More than 120 countries elected British lawyer Karim Khan as the next prosecutor of the International Criminal Court (ICC), one of the toughest jobs in international law because the tribunal seeks justice for the world’s worst atrocities – war crimes, crimes against humanity, and genocide.
Khan, 50, who led a United Nations probe into atrocities by the ISIL (ISIS) group, won on a second round of voting at the UN in New York on Friday with support from 72 nations, 10 more than the 62 needed
His election on the second secret ballot by the 123 parties to the Rome Statute that established the court ends a drawn-out and divisive process to replace Fatou Bensouda when her nine-year term expires in June.
Khan, who has specialised in international criminal law and international human rights law, was widely seen as the favourite to get the job.
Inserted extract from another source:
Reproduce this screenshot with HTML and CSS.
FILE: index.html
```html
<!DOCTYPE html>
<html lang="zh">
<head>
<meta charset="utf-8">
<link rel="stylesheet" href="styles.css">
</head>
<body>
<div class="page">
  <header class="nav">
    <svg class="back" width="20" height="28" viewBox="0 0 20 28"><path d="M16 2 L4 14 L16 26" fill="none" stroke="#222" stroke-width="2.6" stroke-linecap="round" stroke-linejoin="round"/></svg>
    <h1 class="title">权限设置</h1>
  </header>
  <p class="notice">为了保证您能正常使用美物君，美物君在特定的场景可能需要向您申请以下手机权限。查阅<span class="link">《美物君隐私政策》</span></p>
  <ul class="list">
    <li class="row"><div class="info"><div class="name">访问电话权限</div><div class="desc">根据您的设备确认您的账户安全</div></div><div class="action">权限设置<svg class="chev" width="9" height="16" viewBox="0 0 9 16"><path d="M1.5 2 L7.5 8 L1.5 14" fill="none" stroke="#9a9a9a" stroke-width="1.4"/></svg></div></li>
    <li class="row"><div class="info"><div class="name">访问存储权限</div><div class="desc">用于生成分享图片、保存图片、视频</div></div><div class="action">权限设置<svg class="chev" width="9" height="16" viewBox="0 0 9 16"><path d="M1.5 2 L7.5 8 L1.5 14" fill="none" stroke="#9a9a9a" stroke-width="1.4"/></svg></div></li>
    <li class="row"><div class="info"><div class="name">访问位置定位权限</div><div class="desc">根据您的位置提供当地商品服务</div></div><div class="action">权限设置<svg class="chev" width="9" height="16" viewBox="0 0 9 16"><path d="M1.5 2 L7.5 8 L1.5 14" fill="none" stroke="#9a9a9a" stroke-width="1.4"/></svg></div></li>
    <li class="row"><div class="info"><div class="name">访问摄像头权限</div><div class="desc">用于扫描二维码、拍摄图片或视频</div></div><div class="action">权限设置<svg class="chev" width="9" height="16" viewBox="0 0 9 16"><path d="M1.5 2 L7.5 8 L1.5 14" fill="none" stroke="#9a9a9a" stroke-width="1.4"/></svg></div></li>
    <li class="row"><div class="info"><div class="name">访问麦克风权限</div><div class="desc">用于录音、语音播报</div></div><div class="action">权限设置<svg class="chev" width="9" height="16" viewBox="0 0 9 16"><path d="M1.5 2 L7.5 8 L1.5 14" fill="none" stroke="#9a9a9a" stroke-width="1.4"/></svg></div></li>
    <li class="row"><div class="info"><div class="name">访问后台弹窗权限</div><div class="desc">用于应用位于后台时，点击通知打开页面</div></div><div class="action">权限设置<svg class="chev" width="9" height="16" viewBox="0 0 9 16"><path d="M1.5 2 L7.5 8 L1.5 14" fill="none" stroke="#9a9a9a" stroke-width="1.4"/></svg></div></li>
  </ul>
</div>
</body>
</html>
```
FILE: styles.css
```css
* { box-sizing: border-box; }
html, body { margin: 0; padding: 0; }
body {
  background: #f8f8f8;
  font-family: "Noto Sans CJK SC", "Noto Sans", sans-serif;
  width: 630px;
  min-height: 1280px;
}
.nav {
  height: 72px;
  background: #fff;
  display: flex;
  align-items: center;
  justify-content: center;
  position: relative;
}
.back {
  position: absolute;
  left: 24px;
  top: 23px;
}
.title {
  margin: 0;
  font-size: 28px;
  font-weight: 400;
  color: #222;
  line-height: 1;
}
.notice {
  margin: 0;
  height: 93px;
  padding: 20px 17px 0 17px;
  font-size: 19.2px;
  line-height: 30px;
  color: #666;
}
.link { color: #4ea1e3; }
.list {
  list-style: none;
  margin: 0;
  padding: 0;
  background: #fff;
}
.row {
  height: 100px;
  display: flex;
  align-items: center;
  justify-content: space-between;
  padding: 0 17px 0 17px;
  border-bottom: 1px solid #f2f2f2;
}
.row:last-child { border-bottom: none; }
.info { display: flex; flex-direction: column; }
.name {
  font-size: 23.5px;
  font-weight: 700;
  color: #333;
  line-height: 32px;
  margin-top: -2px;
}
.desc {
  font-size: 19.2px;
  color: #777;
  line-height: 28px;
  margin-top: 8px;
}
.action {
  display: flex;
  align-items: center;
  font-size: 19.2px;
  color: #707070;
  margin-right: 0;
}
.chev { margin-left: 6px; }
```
But neither he nor any of the other candidates garnered enough support to be appointed by consensus, prompting Friday’s election in the UN General Assembly Hall.
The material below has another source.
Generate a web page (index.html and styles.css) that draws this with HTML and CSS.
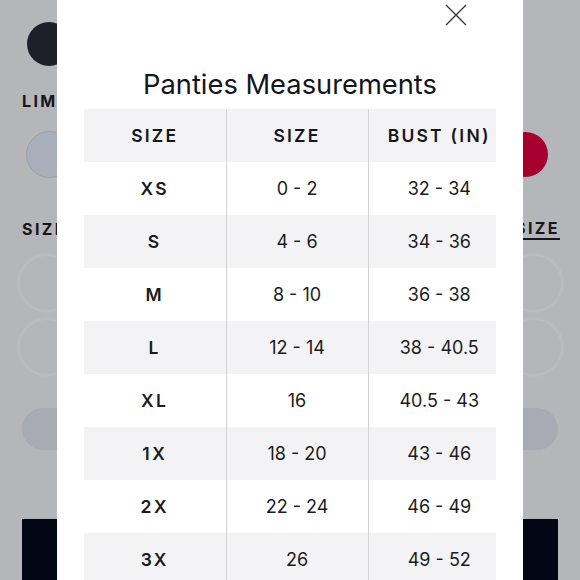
FILE: index.html
```html
<!DOCTYPE html>
<html>
<head>
<meta charset="utf-8">
<link rel="stylesheet" href="styles.css">
</head>
<body>
<div class="page">
  <div class="swatch-row">
    <span class="sw sw-dark"></span>
  </div>
  <div class="label">LIMITED</div>
  <div class="swatch-row two">
    <span class="sw sw-light"></span>
    <span class="sw sw-red"></span>
  </div>
  <div class="label-row">
    <span class="label">SIZE</span>
    <span class="label link">SIZE</span>
  </div>
  <div class="size-row"><span class="sz"></span><span class="sz"></span></div>
  <div class="size-row second"><span class="sz"></span><span class="sz"></span></div>
  <div class="pill"></div>
  <div class="cta"></div>
</div>

<div class="modal">
  <div class="modal-top">
    <svg class="close" width="22" height="22" viewBox="0 0 22 22"><path d="M1 1 L21 21 M21 1 L1 21" stroke="#3a3a3f" stroke-width="1.4" fill="none"/></svg>
  </div>
  <h1 class="title">Panties Measurements</h1>
  <div class="table-wrap">
    <table class="chart">
      <thead>
        <tr><th>SIZE</th><th>SIZE</th><th>BUST (IN)</th></tr>
      </thead>
      <tbody>
        <tr><td class="sz-name">XS</td><td>0 - 2</td><td>32 - 34</td></tr>
        <tr><td class="sz-name">S</td><td>4 - 6</td><td>34 - 36</td></tr>
        <tr><td class="sz-name">M</td><td>8 - 10</td><td>36 - 38</td></tr>
        <tr><td class="sz-name">L</td><td>12 - 14</td><td>38 - 40.5</td></tr>
        <tr><td class="sz-name">XL</td><td>16</td><td>40.5 - 43</td></tr>
        <tr><td class="sz-name">1X</td><td>18 - 20</td><td>43 - 46</td></tr>
        <tr><td class="sz-name">2X</td><td>22 - 24</td><td>46 - 49</td></tr>
        <tr><td class="sz-name">3X</td><td>26</td><td>49 - 52</td></tr>
      </tbody>
    </table>
  </div>
</div>
</body>
</html>
```

FILE: styles.css
```css
html, body {
  margin: 0;
  padding: 0;
  height: 100%;
  overflow: hidden;
}
body {
  background: #b5b6ba;
  font-family: Inter, "Noto Sans", sans-serif;
  color: #16171c;
}
.page {
  padding: 22px 22px 0 22px;
  display: flex;
  flex-direction: column;
}
.swatch-row {
  display: flex;
  justify-content: space-between;
  align-items: center;
  padding-left: 5px;
  height: 44px;
}
.swatch-row.two {
  margin-top: 20px;
  height: 47px;
  padding-left: 4px;
  padding-right: 10px;
}
.sw {
  display: block;
  border-radius: 50%;
  box-sizing: border-box;
}
.sw-dark {
  width: 44px;
  height: 44px;
  background: #1d2028;
}
.sw-light {
  width: 47px;
  height: 47px;
  background: #a9aebb;
  border: 1px solid #9aa0ab;
}
.sw-red {
  width: 45px;
  height: 45px;
  background: #a6002f;
}
.label {
  font-size: 16px;
  line-height: 20px;
  font-weight: 700;
  letter-spacing: 2.4px;
  color: #16171c;
}
.page > .label {
  margin-top: 25px;
}
.label-row {
  margin-top: 41px;
  display: flex;
  justify-content: space-between;
  align-items: flex-start;
}
.link {
  letter-spacing: 2.4px;
  border-bottom: 2px solid #16171c;
  line-height: 19px;
  margin-right: -2px;
}
.size-row {
  margin-top: 14px;
  display: flex;
  justify-content: space-between;
  margin-left: -4px;
  margin-right: -5px;
}
.size-row.second {
  margin-top: 6px;
}
.sz {
  display: block;
  width: 58px;
  height: 58px;
  border-radius: 50%;
  box-sizing: border-box;
  border: 2px solid #bbbcc0;
  background: #b5b6ba;
  box-shadow: 0 0 3px rgba(255,255,255,0.15);
}
.pill {
  margin-top: 32px;
  height: 42px;
  border-radius: 21px;
  background: #a8abb3;
}
.cta {
  margin-top: 69px;
  height: 80px;
  background: #030614;
}

.modal {
  position: fixed;
  top: 0;
  left: 57px;
  width: 466px;
  height: 100%;
  background: #ffffff;
  box-sizing: border-box;
  padding: 4px 27px 0 27px;
}
.modal-top {
  display: flex;
  justify-content: flex-end;
  padding-right: 29px;
  height: 22px;
}
.close {
  display: block;
}
.title {
  margin: 43px 0 0 0;
  text-align: center;
  font-size: 27.3px;
  line-height: 32px;
  font-weight: 400;
  color: #141519;
  letter-spacing: 0;
}
.table-wrap {
  margin-top: 8px;
  width: 412px;
  overflow: hidden;
}
.chart {
  width: 426px;
  border-collapse: collapse;
  table-layout: fixed;
}
.chart th, .chart td {
  height: 53px;
  padding: 0;
  text-align: center;
  vertical-align: middle;
  box-sizing: border-box;
}
.chart th + th, .chart td + td {
  border-left: 1px solid #d3d3d7;
}
.chart thead tr {
  background: #f3f3f5;
}
.chart tbody tr:nth-child(even) {
  background: #f3f3f5;
}
.chart th {
  font-size: 17.5px;
  font-weight: 600;
  letter-spacing: 2.2px;
  color: #16171c;
}
.chart td {
  font-size: 18px;
  font-weight: 400;
  color: #1a1b20;
}
.chart td.sz-name {
  font-weight: 600;
  letter-spacing: 2.4px;
  font-size: 17.5px;
}
```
Although this is an independent legal position, Bays said, everything about the ICC “ends up being politically charged”.
“A number of his early decisions are bound to be controversial, whichever course he takes.”
Following Khan, Fergal Gaynor of Ireland was second with 42 votes followed by Spain’s Carlos Castresana Fernandez with five votes and Francesco Lo Voi of Italy with three votes. One member did not vote.
Khan, who has the rank of a UN assistant secretary-general, has also worked as a prosecutor at the tribunal prosecuting war crimes in former Yugoslavia and crimes against humanity and genocide in Rwanda.
He is no stranger to the ICC, having acted as a defence lawyer for Kenyan Deputy President William Ruto and persuading judges to throw out prosecution charges against his client. Gaynor acted as a legal representative for victims in the Ruto case, which focused on post-election violence.
Khan also served as counsel for Saif al-Islam Gaddafi, the son of the late Libyan leader Muammar Gaddafi, who is still being sought by the ICC on charges of crimes against humanity.
“Karim Khan’s election as prosecutor is occurring at a time when the ICC is needed more than ever but has faced significant challenges and pressure on its role,” said Richard Dicker, international justice director at Human Rights Watch.
“We will be looking to Mr Khan to address shortcomings in the court’s performance while demonstrating firm independence in seeking to hold even the most powerful rights abusers to account.”
While the Security Council has used its power under the Rome Statute to refer conflicts in Sudan’s western Darfur region and in Libya to the ICC, calls for the UN’s most powerful body to refer Syria, and more recently Myanmar, to the tribunal have failed.
‘An existential threat’
In the last several years, Bensouda had sought to broaden its reach beyond its early all-African focus including Afghanistan, Palestine, which is a party to the Rome Statute, and Georgia.
The ICC is needed more than ever, Dicker said, “because of the proliferation of these horrific crimes”, but the court had faced “an existential threat” from former US President Donald Trump’s administration.
It slapped sanctions on Bensouda and one of her top aides last year for continuing to investigate war crimes allegations against Americans, although the court was often criticised in the past for its focus on African crimes.
Last week, ICC judges angered Israel by saying the court’s jurisdiction extends to territories occupied by Israel in the 1967 war, potentially clearing the way for the prosecutor to open an investigation into Israeli military actions and the country’s construction of illegal Jewish settlements in the occupied West Bank and annexed East Jerusalem.
While Palestinian rights groups welcomed the move, Israeli Prime Minister Benjamin Netanyahu called the decision a “perversion of justice”.
The selection process for the prosecutor and the alleged failure by the ICC’s Assembly of States Parties to conduct stringent background checks on the candidates to ensure they met the requirement of “high moral character” has drawn criticism from civil society groups that work with the court.
A diplomat who spoke on condition of anonymity to discuss details of closed meetings said the fact that many of the meetings to discuss possible successors to Bensouda took place virtually made it difficult for member nations to discuss concerns during informal “corridor” meetings.